>> BEGIN
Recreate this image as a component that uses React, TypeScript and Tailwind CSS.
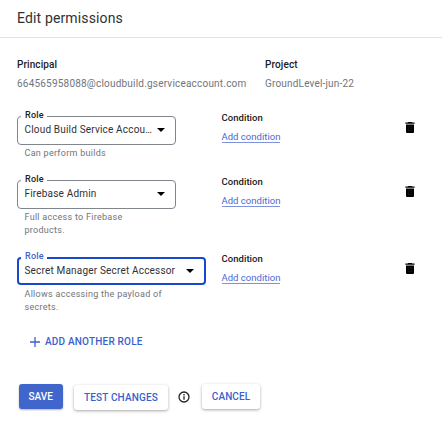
import React from 'react';

interface Role {
  name: string;
  help: string[];
  active?: boolean;
}

const roles: Role[] = [
  { name: 'Cloud Build Service Accou…', help: ['Can perform builds'] },
  { name: 'Firebase Admin', help: ['Full access to Firebase', 'products.'] },
  { name: 'Secret Manager Secret Accessor', help: ['Allows accessing the payload of', 'secrets.'], active: true },
];

function TrashIcon() {
  return (
    <svg className="h-[11px] w-[10px]" viewBox="0 0 10 11" aria-hidden="true">
      <path d="M3.3 0h3.4l.6.6H9.6v1.2H.4V.6h2.3z" fill="#000" />
      <path d="M1 2.6h8V10a1 1 0 0 1-1 1H2a1 1 0 0 1-1-1z" fill="#000" />
      <path d="M3.2 4.8h3.6v3.8H3.2z" fill="none" stroke="#222" strokeWidth=".5" />
    </svg>
  );
}

function RoleRow({ role }: { role: Role }) {
  return (
    <div className={`flex items-start ${role.help.length > 1 ? 'h-[77px]' : 'h-[64px]'}`}>
      <div className="w-[204.5px] shrink-0">
        <div
          className={`relative flex items-center justify-between rounded-[4px] ${
            role.active
              ? 'mb-[1px] h-[28px] w-[189px] border-2 border-[#1848d0] pr-[10px] pl-[5.5px]'
              : 'h-[29px] w-[159px] border border-[#80868b] pr-[10px] pb-[1px] pl-[6.5px]'
          }`}
        >
          <span
            className={`absolute w-[26px] bg-white pl-[4px] text-[9px] leading-[10px] font-medium tracking-[0.22px] ${
              role.active ? '-top-[8px] left-[2px] text-[#3b5fce]' : '-top-[7px] left-[3px] text-[#202124]'
            }`}
          >
            Role
          </span>
          <span className="whitespace-nowrap text-[10px] leading-[14px] tracking-[0.18px] text-[#303134]">{role.name}</span>
          <svg className="h-[4px] w-[8px] shrink-0" viewBox="0 0 8 4" aria-hidden="true">
            <path d="M0 0h8L4 4z" fill="#000" />
          </svg>
        </div>
        <div className="pt-[2px] pl-[7.5px] text-[9px] leading-[13px] tracking-[0.28px] text-[#70757a]">
          {role.help.map((line) => (
            <p key={line} className="whitespace-nowrap">{line}</p>
          ))}
        </div>
      </div>
      <div className="w-[183.5px]">
        <p className="-mt-[4px] text-[9.5px] leading-[12px] font-medium tracking-[0.05px] text-[#202124]">Condition</p>
        <a className="mt-[7px] block w-fit border-b border-[#7d93e0] text-[9.5px] leading-[11px] tracking-[0.02px] text-[#4a69d4]">
          Add condition
        </a>
      </div>
      <button className="mt-[6px]" aria-label="Delete role">
        <TrashIcon />
      </button>
    </div>
  );
}

export default function App() {
  return (
    <main className="h-[429px] w-[442px] overflow-hidden bg-white font-[Roboto,sans-serif]">
      <header className="flex h-[38px] items-center border-b border-[#e2e3e5] pb-[2px] pl-[17px]">
        <h1 className="text-[14px] leading-[20px] tracking-[0.14px] text-[#303134]">Edit permissions</h1>
      </header>
      <section className="flex h-[78px] pt-[20px] pl-[17px]">
        <div className="w-[248px]">
          <p className="text-[10px] leading-[13px] font-medium tracking-[0.08px] text-[#202124]">Principal</p>
          <p className="mt-[6px] text-[10px] leading-[13px] tracking-[0.2px] text-[#70757a]">
            664565958088@cloudbuild.gserviceaccount.com
          </p>
        </div>
        <div>
          <p className="text-[10px] leading-[13px] font-medium tracking-[0.12px] text-[#202124]">Project</p>
          <p className="mt-[6px] text-[10px] leading-[13px] tracking-[0.18px] text-[#70757a]">GroundLevel-jun-22</p>
        </div>
      </section>
      <section className="pl-[17px]">
        {roles.map((role) => (
          <RoleRow key={role.name} role={role} />
        ))}
      </section>
      <button className="ml-[30px] flex h-[15px] items-center gap-[5px] text-[10px] font-medium tracking-[0.2px] text-[#3b5fce]">
        <svg className="h-[10px] w-[10px]" viewBox="0 0 10 10" aria-hidden="true">
          <path d="M5 0v10M0 5h10" stroke="currentColor" strokeWidth="1.3" />
        </svg>
        ADD ANOTHER ROLE
      </button>
      <footer className="mt-[34px] flex items-start pl-[18.5px] text-[10px] font-medium text-[#3b5fce]">
        <button className="mt-[1px] h-[25px] w-[44.5px] rounded-[3px] bg-[#4066cc] text-white shadow-[0_1px_2px_rgba(0,0,0,0.3)]">SAVE</button>
        <button className="mt-[2px] ml-[11px] h-[25px] w-[94px] rounded-[3px] bg-white tracking-[0.16px] shadow-[0_1px_3px_rgba(0,0,0,0.35)]">TEST CHANGES</button>
        <svg className="mt-[8px] ml-[10px] h-[12px] w-[12px]" viewBox="0 0 12 12" aria-hidden="true">
          <circle cx="6" cy="6" r="5" fill="none" stroke="#202124" strokeWidth="1.3" />
          <path d="M6 5.3v3.5M6 3.1v1.3" stroke="#202124" strokeWidth="1.3" />
        </svg>
        <button className="mt-[1px] ml-[12px] h-[25px] w-[58px] rounded-[3px] bg-white tracking-[0.1px] shadow-[0_1px_3px_rgba(0,0,0,0.35)]">CANCEL</button>
      </footer>
    </main>
  );
}
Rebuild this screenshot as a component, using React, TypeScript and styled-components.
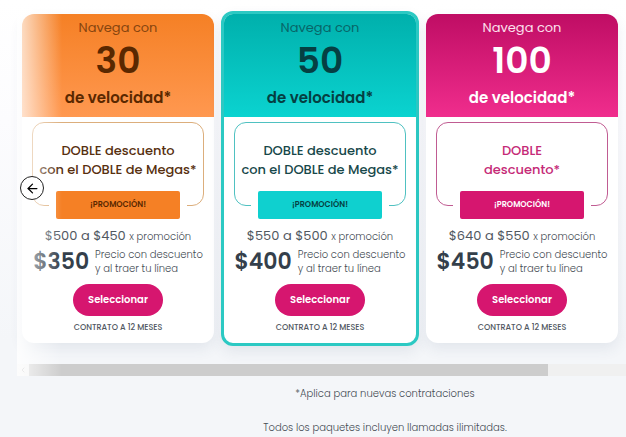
>> END
__Your goal__:
Return each line of the data, keeping its wording exact and omitting pictures.

__Solution to the exercise__:
Recreate this image as a component that uses React, TypeScript and Tailwind CSS.
import React from 'react';

interface Role {
  name: string;
  help: string[];
  active?: boolean;
}

const roles: Role[] = [
  { name: 'Cloud Build Service Accou…', help: ['Can perform builds'] },
  { name: 'Firebase Admin', help: ['Full access to Firebase', 'products.'] },
  { name: 'Secret Manager Secret Accessor', help: ['Allows accessing the payload of', 'secrets.'], active: true },
];

function TrashIcon() {
  return (
    <svg className="h-[11px] w-[10px]" viewBox="0 0 10 11" aria-hidden="true">
      <path d="M3.3 0h3.4l.6.6H9.6v1.2H.4V.6h2.3z" fill="#000" />
      <path d="M1 2.6h8V10a1 1 0 0 1-1 1H2a1 1 0 0 1-1-1z" fill="#000" />
      <path d="M3.2 4.8h3.6v3.8H3.2z" fill="none" stroke="#222" strokeWidth=".5" />
    </svg>
  );
}

function RoleRow({ role }: { role: Role }) {
  return (
    <div className={`flex items-start ${role.help.length > 1 ? 'h-[77px]' : 'h-[64px]'}`}>
      <div className="w-[204.5px] shrink-0">
        <div
          className={`relative flex items-center justify-between rounded-[4px] ${
            role.active
              ? 'mb-[1px] h-[28px] w-[189px] border-2 border-[#1848d0] pr-[10px] pl-[5.5px]'
              : 'h-[29px] w-[159px] border border-[#80868b] pr-[10px] pb-[1px] pl-[6.5px]'
          }`}
        >
          <span
            className={`absolute w-[26px] bg-white pl-[4px] text-[9px] leading-[10px] font-medium tracking-[0.22px] ${
              role.active ? '-top-[8px] left-[2px] text-[#3b5fce]' : '-top-[7px] left-[3px] text-[#202124]'
            }`}
          >
            Role
          </span>
          <span className="whitespace-nowrap text-[10px] leading-[14px] tracking-[0.18px] text-[#303134]">{role.name}</span>
          <svg className="h-[4px] w-[8px] shrink-0" viewBox="0 0 8 4" aria-hidden="true">
            <path d="M0 0h8L4 4z" fill="#000" />
          </svg>
        </div>
        <div className="pt-[2px] pl-[7.5px] text-[9px] leading-[13px] tracking-[0.28px] text-[#70757a]">
          {role.help.map((line) => (
            <p key={line} className="whitespace-nowrap">{line}</p>
          ))}
        </div>
      </div>
      <div className="w-[183.5px]">
        <p className="-mt-[4px] text-[9.5px] leading-[12px] font-medium tracking-[0.05px] text-[#202124]">Condition</p>
        <a className="mt-[7px] block w-fit border-b border-[#7d93e0] text-[9.5px] leading-[11px] tracking-[0.02px] text-[#4a69d4]">
          Add condition
        </a>
      </div>
      <button className="mt-[6px]" aria-label="Delete role">
        <TrashIcon />
      </button>
    </div>
  );
}

export default function App() {
  return (
    <main className="h-[429px] w-[442px] overflow-hidden bg-white font-[Roboto,sans-serif]">
      <header className="flex h-[38px] items-center border-b border-[#e2e3e5] pb-[2px] pl-[17px]">
        <h1 className="text-[14px] leading-[20px] tracking-[0.14px] text-[#303134]">Edit permissions</h1>
      </header>
      <section className="flex h-[78px] pt-[20px] pl-[17px]">
        <div className="w-[248px]">
          <p className="text-[10px] leading-[13px] font-medium tracking-[0.08px] text-[#202124]">Principal</p>
          <p className="mt-[6px] text-[10px] leading-[13px] tracking-[0.2px] text-[#70757a]">
            664565958088@cloudbuild.gserviceaccount.com
          </p>
        </div>
        <div>
          <p className="text-[10px] leading-[13px] font-medium tracking-[0.12px] text-[#202124]">Project</p>
          <p className="mt-[6px] text-[10px] leading-[13px] tracking-[0.18px] text-[#70757a]">GroundLevel-jun-22</p>
        </div>
      </section>
      <section className="pl-[17px]">
        {roles.map((role) => (
          <RoleRow key={role.name} role={role} />
        ))}
      </section>
      <button className="ml-[30px] flex h-[15px] items-center gap-[5px] text-[10px] font-medium tracking-[0.2px] text-[#3b5fce]">
        <svg className="h-[10px] w-[10px]" viewBox="0 0 10 10" aria-hidden="true">
          <path d="M5 0v10M0 5h10" stroke="currentColor" strokeWidth="1.3" />
        </svg>
        ADD ANOTHER ROLE
      </button>
      <footer className="mt-[34px] flex items-start pl-[18.5px] text-[10px] font-medium text-[#3b5fce]">
        <button className="mt-[1px] h-[25px] w-[44.5px] rounded-[3px] bg-[#4066cc] text-white shadow-[0_1px_2px_rgba(0,0,0,0.3)]">SAVE</button>
        <button className="mt-[2px] ml-[11px] h-[25px] w-[94px] rounded-[3px] bg-white tracking-[0.16px] shadow-[0_1px_3px_rgba(0,0,0,0.35)]">TEST CHANGES</button>
        <svg className="mt-[8px] ml-[10px] h-[12px] w-[12px]" viewBox="0 0 12 12" aria-hidden="true">
          <circle cx="6" cy="6" r="5" fill="none" stroke="#202124" strokeWidth="1.3" />
          <path d="M6 5.3v3.5M6 3.1v1.3" stroke="#202124" strokeWidth="1.3" />
        </svg>
        <button className="mt-[1px] ml-[12px] h-[25px] w-[58px] rounded-[3px] bg-white tracking-[0.1px] shadow-[0_1px_3px_rgba(0,0,0,0.35)]">CANCEL</button>
      </footer>
    </main>
  );
}
Rebuild this screenshot as a component, using React, TypeScript and styled-components.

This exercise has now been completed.